Les lactobacilles, victimes collatérales du virus
De façon plus surprenante, les scientifiques ont découvert que la vaginose est une conséquence indirecte des stratégies mobilisées par le virus pour échapper au système immunitaire.
« Comme tous les virus, le VPH vise à infecter les cellules de l’hôte, afin de s’y répliquer. C’est d’ailleurs cette réplication qui amène les cellules infectées à muter, ce qui conduit à l’apparition de lésions pré-cancéreuses et de cancers », précise le Pr Herfs. Notons néanmoins que seule une infection à long terme, et uniquement par certains types de papillomavirus, peut causer un cancer du col de l’utérus, de la bouche, de la gorge, ou encore de l’anus.
Pour pouvoir infecter l’organisme de façon persistante, le virus doit d’abord se soustraire au système immunitaire. Certaines protéines virales vont se lier aux protéines des cellules-hôtes, puis les dégrader. En faisant cela, le virus réduit l’inflammation, et plus particulièrement la sécrétion de peptides (des molécules constituées d’acides aminés) et de protéines antiviraux et antibactériens de la muqueuse.

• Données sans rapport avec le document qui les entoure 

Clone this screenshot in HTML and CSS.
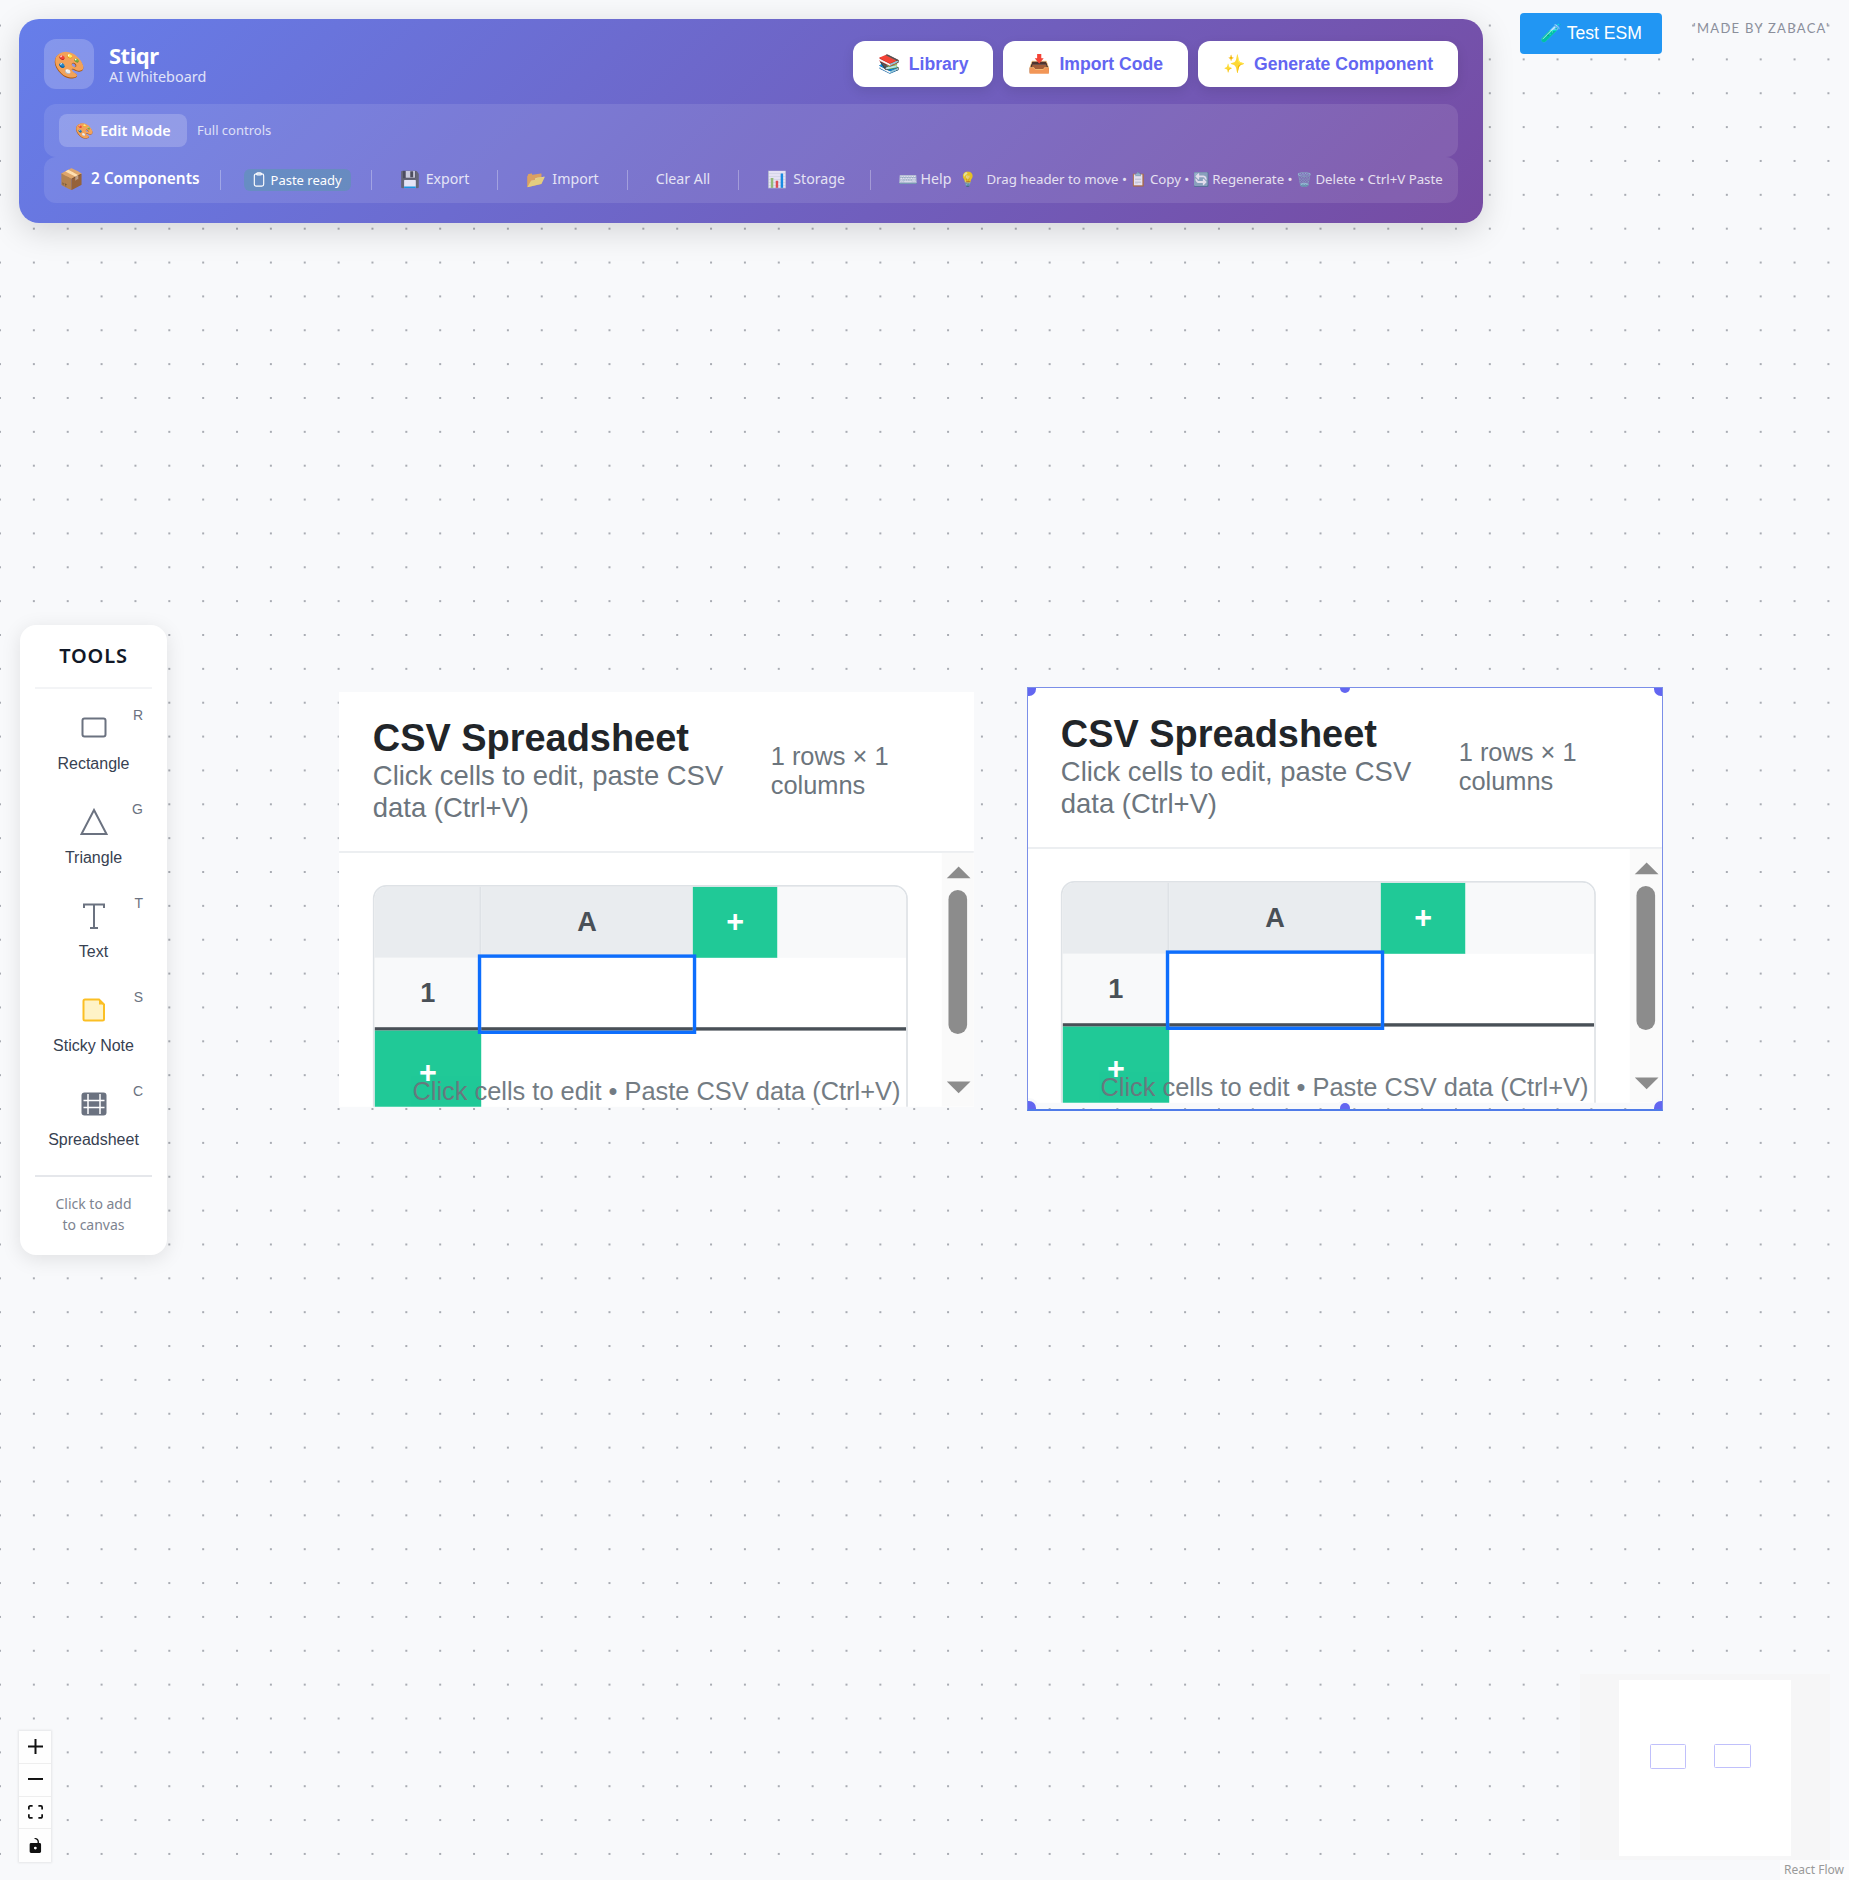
FILE: index.html
```html
<!DOCTYPE html>
<html lang="en">
<head>
  <meta charset="UTF-8" />
  <title>Stiqr - AI Whiteboard</title>
  <link rel="stylesheet" href="styles.css">
</head>
<body>
<div class="canvas">

  <header class="app-header">
    <div class="top-row">
      <div class="brand">
        <div class="logo">🎨</div>
        <div class="brand-text">
          <div class="brand-name">Stiqr</div>
          <div class="brand-sub">AI Whiteboard</div>
        </div>
      </div>
      <div class="actions">
        <button class="action"><span class="emoji">📚</span>Library</button>
        <button class="action"><span class="emoji">📥</span>Import Code</button>
        <button class="action"><span class="emoji">✨</span>Generate Component</button>
      </div>
    </div>
    <div class="mode-row">
      <span class="mode-pill"><span class="mode-emoji">🎨</span>Edit Mode</span>
      <span class="mode-note">Full controls</span>
    </div>
    <div class="status-row">
      <span class="count"><span class="count-emoji">📦</span>2 Components</span>
      <span class="sep"></span>
      <span class="paste-pill">
        <svg class="clip" viewBox="0 0 12 16"><rect x="1" y="2" width="10" height="13" rx="2"/><rect x="3.5" y="0.8" width="5" height="2.4" rx="1"/></svg>
        Paste ready
      </span>
      <span class="sep"></span>
      <span class="link"><span class="link-emoji">💾</span>Export</span>
      <span class="sep"></span>
      <span class="link"><span class="link-emoji">📂</span>Import</span>
      <span class="sep"></span>
      <span class="link">Clear All</span>
      <span class="sep"></span>
      <span class="link storage"><span class="link-emoji">📊</span>Storage</span>
      <span class="sep"></span>
      <span class="link help"><span class="link-emoji">⌨️</span>Help</span>
      <span class="tips"><span class="tip-bulb">💡</span>Drag header to move • 📋 Copy • 🔄 Regenerate • 🗑️ Delete • Ctrl+V Paste</span>
    </div>
  </header>

  <button class="test-esm">🧪 Test ESM</button>
  <div class="made-by">'MADE BY ZABACA'</div>

  <aside class="tools">
    <h3 class="tools-title">TOOLS</h3>
    <div class="tool">
      <svg class="tool-icon" viewBox="0 0 28 28"><rect x="2.5" y="4.5" width="23" height="18" rx="2"/></svg>
      <span class="tool-label">Rectangle</span><span class="hotkey">R</span>
    </div>
    <div class="tool">
      <svg class="tool-icon" viewBox="0 0 28 28"><path d="M14 2 L26.5 26 H1.5 Z"/></svg>
      <span class="tool-label">Triangle</span><span class="hotkey">G</span>
    </div>
    <div class="tool">
      <svg class="tool-icon" viewBox="0 0 28 28"><path d="M4 6V2.5H24V6M14 2.5V26M10 26H18"/></svg>
      <span class="tool-label">Text</span><span class="hotkey">T</span>
    </div>
    <div class="tool">
      <svg class="tool-icon sticky" viewBox="0 0 28 28"><path d="M5 3.5H19L24 8.5V23A1.5 1.5 0 0 1 22.500 24.500H5A1.500 1.500 0 0 1 3.500 23V5A1.500 1.500 0 0 1 5 3.500Z"/><path class="fold" d="M19 3.500L24 8.500H19Z"/></svg>
      <span class="tool-label">Sticky Note</span><span class="hotkey">S</span>
    </div>
    <div class="tool">
      <svg class="tool-icon grid-icon" viewBox="0 0 28 28"><rect x="1.500" y="2.500" width="25" height="23" rx="3"/><path d="M3.500 10.500H24.500M3.500 17.500H24.500M8 4V24M20 4V24"/></svg>
      <span class="tool-label">Spreadsheet</span><span class="hotkey">C</span>
    </div>
    <p class="tools-hint">Click to add<br>to canvas</p>
  </aside>

  <section class="node node-one">
    <div class="sheet-head">
      <div class="sheet-info">
        <h2>CSV Spreadsheet</h2>
        <p>Click cells to edit, paste CSV data (Ctrl+V)</p>
      </div>
      <div class="sheet-size">1 rows × 1 columns</div>
    </div>
    <div class="sheet-body">
      <div class="table">
        <div class="cell corner"></div>
        <div class="cell col-head">A</div>
        <div class="cell add">+</div>
        <div class="cell head-rest"></div>
        <div class="cell row-head">1</div>
        <div class="cell selected"></div>
        <div class="cell row-rest"></div>
        <div class="cell add add-row">+</div>
      </div>
      <div class="scrollbar"><i class="arrow-up"></i><b class="thumb"></b><i class="arrow-down"></i></div>
    </div>
    <div class="sheet-foot">Click cells to edit • Paste CSV data (Ctrl+V)</div>
  </section>

  <section class="node node-two">
    <div class="sheet-head">
      <div class="sheet-info">
        <h2>CSV Spreadsheet</h2>
        <p>Click cells to edit, paste CSV data (Ctrl+V)</p>
      </div>
      <div class="sheet-size">1 rows × 1 columns</div>
    </div>
    <div class="sheet-body">
      <div class="table">
        <div class="cell corner"></div>
        <div class="cell col-head">A</div>
        <div class="cell add">+</div>
        <div class="cell head-rest"></div>
        <div class="cell row-head">1</div>
        <div class="cell selected"></div>
        <div class="cell row-rest"></div>
        <div class="cell add add-row">+</div>
      </div>
      <div class="scrollbar"><i class="arrow-up"></i><b class="thumb"></b><i class="arrow-down"></i></div>
    </div>
    <div class="sheet-foot">Click cells to edit • Paste CSV data (Ctrl+V)</div>
  </section>

  <div class="selection">
    <i class="handle tl"></i><i class="handle tm"></i><i class="handle tr"></i>
    <i class="handle bl"></i><i class="handle bm"></i><i class="handle br"></i>
  </div>

  <div class="controls">
    <button class="ctrl"><svg viewBox="0 0 32 32"><path d="M32 18.133H18.133V32h-4.266V18.133H0v-4.266h13.867V0h4.266v13.867H32z"/></svg></button>
    <button class="ctrl"><svg viewBox="0 0 32 5"><path d="M0 0h32v4.200H0z"/></svg></button>
    <button class="ctrl"><svg viewBox="0 0 32 30"><path d="M3.692 4.630c0-.530.400-.938.939-.938h5.215V0H4.708C2.130 0 0 2.054 0 4.630v5.216h3.692V4.631zM27.354 0h-5.200v3.692h5.170c.530 0 .984.400.984.939v5.215H32V4.631A4.624 4.624 0 0027.354 0zm.954 24.830c0 .532-.400.940-.939.940h-5.215v3.768h5.215c2.577 0 4.631-2.130 4.631-4.707v-5.139h-3.692v5.139zm-23.677.940c-.531 0-.939-.400-.939-.940v-5.138H0v5.139c0 2.577 2.130 4.707 4.708 4.707h5.138V25.770H4.631z"/></svg></button>
    <button class="ctrl"><svg viewBox="0 0 25 32"><path d="M21.333 10.667H19.810V7.619C19.810 3.429 16.380 0 12.190 0c-4.114 0-1.370 2.133.305 2.438 1.676.305 4.420 2.590 4.420 5.181v3.048H3.047A3.056 3.056 0 000 13.714v15.238A3.056 3.056 0 003.048 32h18.285a3.056 3.056 0 003.048-3.048V13.714a3.056 3.056 0 00-3.048-3.047zM12.190 24.533a3.056 3.056 0 01-3.047-3.047 3.056 3.056 0 013.047-3.048 3.056 3.056 0 013.048 3.048 3.056 3.056 0 01-3.048 3.047z"/></svg></button>
  </div>

  <div class="minimap">
    <svg viewBox="0 0 250 186">
      <rect class="mask" x="39" y="6" width="172" height="176"/>
      <rect class="mini-node" x="70.500" y="70.500" width="35" height="24" rx="1"/>
      <rect class="mini-node" x="134.500" y="70.500" width="36" height="23" rx="1"/>
    </svg>
  </div>
  <div class="attribution">React Flow</div>

</div>
</body>
</html>
```

FILE: styles.css
```css
* { box-sizing: border-box; }
html, body { margin: 0; padding: 0; }
body { font-family: "Liberation Sans", Arial, sans-serif; background: #f8f9fb; }
button { font-family: "Liberation Sans", Arial, sans-serif; border: none; cursor: pointer; }

.canvas {
  position: relative;
  width: 1849px;
  height: 1880px;
  overflow: hidden;
  background-color: #f8f9fb;
  background-image: radial-gradient(circle, #a9acb3 1.1px, transparent 1.4px);
  background-size: 33.86px 33.86px;
  background-position: -16.93px 8.6px;
}

/* header */
.app-header {
  position: absolute;
  left: 19px;
  top: 19px;
  width: 1464px;
  height: 204px;
  padding: 20px 25px;
  border-radius: 20px;
  color: white;
  background: linear-gradient(135deg, #667eea 0%, #764ba2 100%);
  box-shadow: 0 8px 32px rgba(0,0,0,0.15);
  font-family: "Noto Sans", sans-serif;
}
.top-row { display: flex; justify-content: space-between; align-items: center; height: 50px; margin-bottom: 15px; }
.brand { display: flex; align-items: center; gap: 15px; }
.logo { width: 50px; height: 50px; border-radius: 12px; background: rgba(255,255,255,0.2); display: flex; align-items: center; justify-content: center; font-size: 26px; }
.brand-name { font-size: 22px; font-weight: 700; line-height: 26px; letter-spacing: -0.5px; margin-top: -2px; }
.brand-sub { font-size: 14.400px; line-height: 17px; opacity: 0.8; }
.actions { display: flex; gap: 10px; }
.action {
  height: 46px;
  padding: 0 25px;
  background: white;
  border-radius: 12px;
  color: #6366f1;
  font-size: 17.6px;
  font-weight: 700;
  box-shadow: 0 4px 12px rgba(0,0,0,0.1);
  display: flex;
  align-items: center;
}
.emoji { margin-right: 9px; font-size: 18px; }

.mode-row { height: 53px; display: flex; align-items: center; gap: 10px; padding: 0 15px 1px; background: rgba(255,255,255,0.1); border-radius: 12px; }
.mode-pill { height: 33px; width: 128px; display: flex; align-items: center; justify-content: center; border-radius: 8px; background: rgba(255,255,255,0.2); font-size: 14.400px; font-weight: 600; white-space: nowrap; }
.mode-emoji { margin-right: 6px; font-size: 15px; }
.mode-note { font-size: 13px; opacity: 0.75; }

.status-row { height: 46px; display: flex; align-items: center; padding: 0 15px 3px; background: rgba(255,255,255,0.1); border-radius: 12px; font-size: 14px; white-space: nowrap; }
.count { font-size: 15.400px; font-weight: 600; display: flex; align-items: center; }
.count-emoji { font-size: 20px; margin-right: 7px; }
.sep { width: 1px; height: 20px; background: rgba(255,255,255,0.3); margin: 3px 20px 0; }
.paste-pill { height: 22px; margin: 2px 0 0 3px; display: flex; align-items: center; gap: 6px; padding: 0 9px; border-radius: 6px; background: rgba(34,197,94,0.2); font-size: 13px; }
.clip { width: 12px; height: 15px; }
.clip rect { fill: none; stroke: white; stroke-width: 1.200; }
.link { display: flex; align-items: center; font-size: 14.200px; opacity: 0.8; margin: 0 8px; }
.link-emoji { font-size: 16px; margin-right: 6px; }
.storage { margin-right: 4.500px; }
.help { margin-right: 8px; margin-left: 7px; }
.help .link-emoji { margin-right: 3px; }
.tips { font-size: 13.250px; opacity: 0.8; }
.tip-bulb { font-size: 14px; margin-right: 10px; }

.test-esm { position: absolute; left: 1520px; top: 13px; width: 142px; height: 41px; background: #2196f3; color: white; border-radius: 4px; font-size: 17.600px; }
.made-by { position: absolute; left: 1693px; top: 20px; font-family: "Lato", sans-serif; font-size: 13px; letter-spacing: 1.300px; color: #8b8f9b; white-space: nowrap; }

/* tools panel */
.tools {
  position: absolute;
  left: 20px;
  top: 625px;
  width: 147px;
  height: 630px;
  padding: 0 15px;
  background: white;
  border-radius: 16px;
  box-shadow: 0 4px 20px rgba(0,0,0,0.1);
}
.tools-title { margin: 0; height: 64px; padding-top: 19px; border-bottom: 2px solid #f3f4f6; text-align: center; font-family: "Noto Sans", sans-serif; font-size: 20px; font-weight: 600; line-height: 24px; letter-spacing: 0.8px; color: #111827; }
.tool { position: relative; height: 94px; display: flex; flex-direction: column; align-items: center; padding-top: 25px; }
.tool-icon { width: 28px; height: 28px; fill: none; stroke: #6b7280; stroke-width: 2; flex: none; }
.tool-label { margin-top: 13px; font-size: 16px; line-height: 18px; color: #374151; white-space: nowrap; }
.hotkey { position: absolute; right: 9px; top: 18px; font-size: 14px; color: #6b7280; }
.sticky { fill: #fef3c7; stroke: #fbbf24; }
.fold { fill: #fbbf24; stroke: none; }
.grid-icon rect { fill: #6b7280; stroke: none; }
.grid-icon path { stroke: white; stroke-width: 1.500; }
.tools-hint { margin: 16px 0 0; padding-top: 16px; border-top: 2px solid #e5e7eb; text-align: center; font-family: "Noto Sans", sans-serif; font-size: 14px; line-height: 21px; color: #7d8490; }

/* spreadsheet nodes, drawn at the canvas zoom */
.node {
  position: absolute;
  width: 375px;
  height: 245px;
  overflow: hidden;
  background: white;
  transform: scale(1.693);
  transform-origin: 0 0;
}
.node-one { left: 339px; top: 692px; }
.node-two { left: 1027px; top: 688px; }
.sheet-head { display: flex; height: 95px; padding: 15px 20px 0; border-bottom: 1px solid #e9ecef; }
.sheet-info { width: 235px; flex: none; }
.sheet-info h2 { margin: 0; font-size: 22.400px; line-height: 25px; color: #212529; }
.sheet-info p { margin: 0; width: 215px; font-size: 16.200px; line-height: 19px; color: #6c757d; }
.sheet-size { width: 100px; padding-top: 14px; font-size: 15px; line-height: 17px; color: #6c757d; }
.sheet-body { position: relative; height: 150px; padding: 19px 0 0 20px; }
.table {
  display: grid;
  grid-template-columns: 63px 125px 50px 1fr;
  grid-template-rows: 42px 43px 60px;
  width: 316px;
  height: 150px;
  border: 1px solid #dee2e6;
  border-radius: 8px;
  overflow: hidden;
}
.cell { display: flex; align-items: center; justify-content: center; font-size: 16px; font-weight: 700; color: #495057; }
.corner, .col-head { background: #e9ecef; border-right: 1px solid #dee2e6; }
.col-head { border-right: none; }
.add { background: #20c997; color: white; font-size: 18px; }
.head-rest { background: #f8f9fa; }
.row-head { background: #f8f9fa; border-bottom: 2px solid #495057; }
.selected { border-bottom: 2px solid #495057; outline: 2px solid #0d6efd; outline-offset: -0.800px; z-index: 1; }
.row-rest { grid-column: span 2; border-bottom: 2px solid #495057; }
.add-row { height: 60px; padding-bottom: 10px; }
.scrollbar { position: absolute; right: 0; top: 0; width: 19px; height: 150px; background: #fafafa; }
.arrow-up, .arrow-down { position: absolute; left: 2.500px; width: 0; height: 0; border-left: 7px solid transparent; border-right: 7px solid transparent; }
.arrow-up { top: 8px; border-bottom: 7px solid #8c8c8c; }
.arrow-down { top: 135px; border-top: 7px solid #8c8c8c; }
.thumb { position: absolute; left: 4px; top: 22px; width: 11px; height: 85px; border-radius: 5.500px; background: #8c8c8c; }
.sheet-foot { position: absolute; left: 0; right: 0; bottom: 0; text-align: center; font-size: 15px; line-height: 18px; color: #6c757d; white-space: nowrap; opacity: 0.95; }

/* resizer frame around the selected node */
.selection { position: absolute; left: 1027px; top: 687px; width: 636px; height: 424px; overflow: hidden; border: 1px solid #7b8fe8; border-bottom: 2px solid #4f7be8; }
.handle { position: absolute; width: 14px; height: 14px; border-radius: 50%; background: #6366f1; }
.tl { left: -6px; top: -6px; }
.tr { right: -6px; top: -6px; }
.tm { left: 312px; top: -5px; width: 10px; height: 10px; }
.bl { left: -6px; bottom: -6px; box-shadow: 0 0 0 3px #f8f9fb; }
.br { right: -6px; bottom: -6px; box-shadow: 0 0 0 3px #f8f9fb; }
.bm { left: 312px; bottom: -4px; width: 10px; height: 10px; box-shadow: 0 0 0 3px #f8f9fb; }

/* zoom controls */
.controls { position: absolute; left: 19px; top: 1731px; width: 32px; box-shadow: 0 0 2px 1px rgba(0,0,0,0.08); }
.ctrl { display: flex; align-items: center; justify-content: center; width: 32px; height: 32.750px; padding: 0; background: #fefefe; border-bottom: 1px solid #eeeeee; }
.ctrl:last-child { border-bottom: none; }
.ctrl svg { width: 15px; max-height: 15px; fill: #111; }

/* minimap */
.minimap { position: absolute; left: 1580px; top: 1674px; width: 250px; height: 186px; }
.minimap svg { display: block; width: 250px; height: 186px; background: #f6f6f7; }
.mask { fill: white; }
.mini-node { fill: white; stroke: #c0c0fb; stroke-width: 1; }
.attribution { position: absolute; right: 0; bottom: 0; width: 69px; height: 20px; padding-left: 4px; background: rgba(255,255,255,0.5); font-family: "Noto Sans", sans-serif; font-size: 12px; line-height: 20px; color: #999; white-space: nowrap; }
```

« Ce que nous ignorions jusqu’alors est que les lactobacilles, les bactéries constituant 95% du microbiote vaginal, utilisent ces peptides comme sources d’acides aminés, assurant de cette façon leur croissance et leur survie », informe le chercheur. « En limitant la sécrétion de ces peptides, le virus empêche les lactobacilles d’avoir accès à cette ressource. En conséquence, le taux de lactobacilles décroît fortement, tandis qu’en parallèle, celui des autres bactéries passe à 30, 40, voire 50%. On aboutit alors à un déséquilibre microbien, qui conduit à la vaginose.»
Des récidives chez une patiente sur deux
La cause de la vaginose demeure inconnue. « Les facteurs menant à un déséquilibre de la flore sont multiples et non-spécifiques (se laver avec du savon, le tabac, avoir plusieurs partenaires…). Et notre étude montre que les infections persistantes au VPH représentent encore un autre facteur de risque. »
« On peut, néanmoins, espérer que sa prévalence s’amenuisera au fil des années avec l’augmentation de personnes vaccinées contre le papillomavirus».
Du côté des traitements, cette étude pourrait ouvrir la voie à de nouvelles méthodes, plus efficaces. « Pour l’heure, la vaginose bactérienne est traitée, faute de mieux, par des antibiotiques à large spectre. Mais ils ne fonctionnent que dans 50% des cas. Sur base de nos résultats, nous pourrions envisager d’utiliser les peptides sécrétés par la muqueuse de l’hôte comme prébiotiques », conclut Michael Herfs.